Philosophically and formally, Portrait of a Lady on Fire has been constructed with rigorous attention to detail. Just as Marianne and Héloïse avoid typical romantic and representational modes, Sciamma does not submit to a traditional costume drama with a big score and melodramatic plotting. Instead, there’s a lack of non-diegetic music and a concentration on natural sounds, a heightening of footsteps on the wood floors, crackling fires, and the sound of a brush on canvas. The single piece of music is Marianne’s performance of the “Summer” concerto from Antonio Vivaldi’s The Four Seasons, the same piece that proves so stirring in the extended last shot. Visually, there’s a vivid, painterly sense of light at work. Note how the film captures the beachside glow in Marianne and Héloïse’s long walks together, as though Sciamma and her cinematographer Claire Mathon have caught the moisture in the air, the substance of light itself. The freedom of the exteriors presents a contrast to the interior scenes, where what happens onscreen makes for unlikely subject matter given the traditional methods in which its depicted. Watching the film, every flourish has a metaphoric intention linked to the story’s themes of looking, representation, and longing.

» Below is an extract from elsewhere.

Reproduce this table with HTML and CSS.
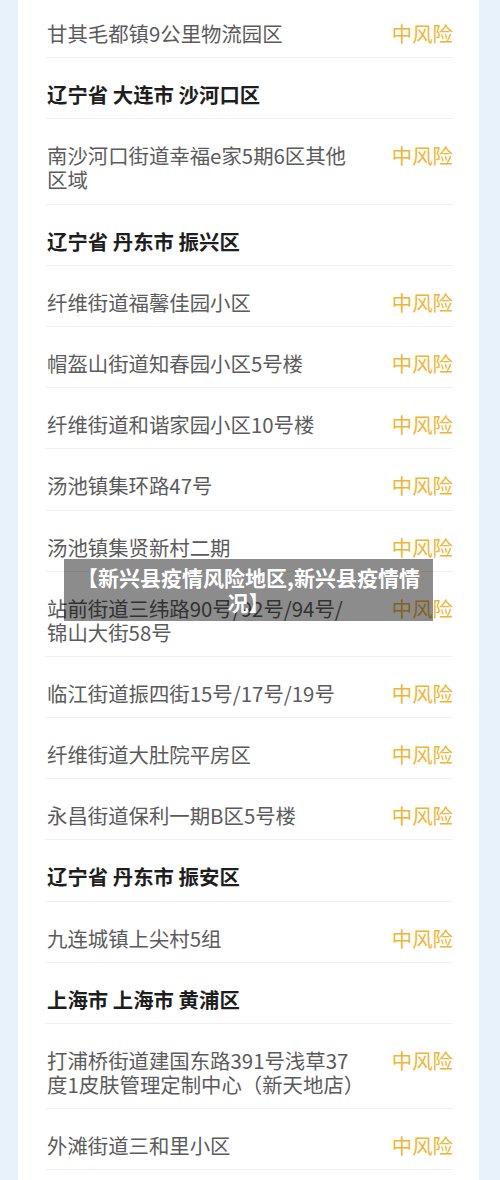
FILE: index.html
```html
<!DOCTYPE html>
<html lang="zh-CN">
<head>
    <meta charset="UTF-8">
    <meta name="viewport" content="width=device-width, initial-scale=1.0">
    <title>新兴县疫情风险地区</title>
    <link rel="stylesheet" href="styles.css">
</head>
<body>
    <main class="card">
        <ul class="risk-list">
            <li class="row">
                <span class="place">甘其毛都镇9公里物流园区</span>
                <span class="level">中风险</span>
            </li>
            <li class="row area">辽宁省 大连市 沙河口区</li>
            <li class="row">
                <span class="place">南沙河口街道幸福e家5期6区其他区域</span>
                <span class="level">中风险</span>
            </li>
            <li class="row area">辽宁省 丹东市 振兴区</li>
            <li class="row">
                <span class="place">纤维街道福馨佳园小区</span>
                <span class="level">中风险</span>
            </li>
            <li class="row">
                <span class="place">帽盔山街道知春园小区5号楼</span>
                <span class="level">中风险</span>
            </li>
            <li class="row">
                <span class="place">纤维街道和谐家园小区10号楼</span>
                <span class="level">中风险</span>
            </li>
            <li class="row">
                <span class="place">汤池镇集环路47号</span>
                <span class="level">中风险</span>
            </li>
            <li class="row">
                <span class="place">汤池镇集贤新村二期</span>
                <span class="level">中风险</span>
            </li>
            <li class="row">
                <span class="place">站前街道三纬路90号/92号/94号/锦山大街58号</span>
                <span class="level">中风险</span>
            </li>
            <li class="row">
                <span class="place">临江街道振四街15号/17号/19号</span>
                <span class="level">中风险</span>
            </li>
            <li class="row">
                <span class="place">纤维街道大肚院平房区</span>
                <span class="level">中风险</span>
            </li>
            <li class="row">
                <span class="place">永昌街道保利一期B区5号楼</span>
                <span class="level">中风险</span>
            </li>
            <li class="row area">辽宁省 丹东市 振安区</li>
            <li class="row">
                <span class="place">九连城镇上尖村5组</span>
                <span class="level">中风险</span>
            </li>
            <li class="row area">上海市 上海市 黄浦区</li>
            <li class="row">
                <span class="place">打浦桥街道建国东路391号浅草37度1皮肤管理定制中心（新天地店）</span>
                <span class="level">中风险</span>
            </li>
            <li class="row">
                <span class="place">外滩街道三和里小区</span>
                <span class="level">中风险</span>
            </li>
        </ul>
    </main>
    <div class="caption">【新兴县疫情风险地区,新兴县疫情情况】</div>
</body>
</html>
```

FILE: styles.css
```css
body {
    font-family: "Noto Sans CJK SC", "Noto Sans", sans-serif;
    margin: 0;
    padding: 0;
    background-color: #e8f2fb;
    height: 1180px;
    overflow: hidden;
    position: relative;
}

.card {
    background-color: #fff;
    margin: 0 21px 0 18px;
    padding: 0 26px 0 27px;
    min-height: 1180px;
}

.risk-list {
    list-style: none;
    margin: 0;
    padding: 0;
}

.row {
    display: flex;
    justify-content: space-between;
    align-items: flex-start;
    padding: 24px 0 12.2px 2px;
    border-bottom: 1px solid #f0f1f3;
    font-size: 20.4px;
    line-height: 24px;
}

.row:first-child {
    padding-top: 21px;
}

.place {
    width: 308px;
    color: #5b5b5b;
}

.level {
    color: #f1b535;
}

.area {
    font-weight: bold;
    color: #1e1e1e;
}

.caption {
    position: absolute;
    top: 559px;
    left: 64px;
    width: 369px;
    box-sizing: border-box;
    padding: 6px 12px 6px;
    background-color: rgba(0, 0, 0, 0.45);
    color: #fff;
    font-size: 21px;
    font-weight: bold;
    line-height: 25px;
    text-align: center;
}
```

Sciamma has made a film rich with symbolism and parallels across various forms of art, including literature, painting, music, and cinema. Portrait of a Lady on Fire is every bit a celebration of artistic representation, its traditions and alternatives, as it is a testament to queer love. At the center are two extraordinary performances, perfectly calibrated and nuanced, by Merlant and Haenel. As Marianne and Héloïse, they must be both trapped in their socially mandated roles yet appear to share a personal freedom in their mutual affection—it’s a push-and-pull always at work within Portrait of a Lady on Fire. Although the titular painting, mentioned in the first scene, has less of a presence later in the film than one might expect, Sciamma’s careful study of this relationship resonates with emotion and sensuousness. It’s a film that acknowledges the limits of reality even as Sciamma finds overriding freedom in her characters’ yearnings, making, as one character observes, not “the lover’s choice, but the poet’s” in telling this story.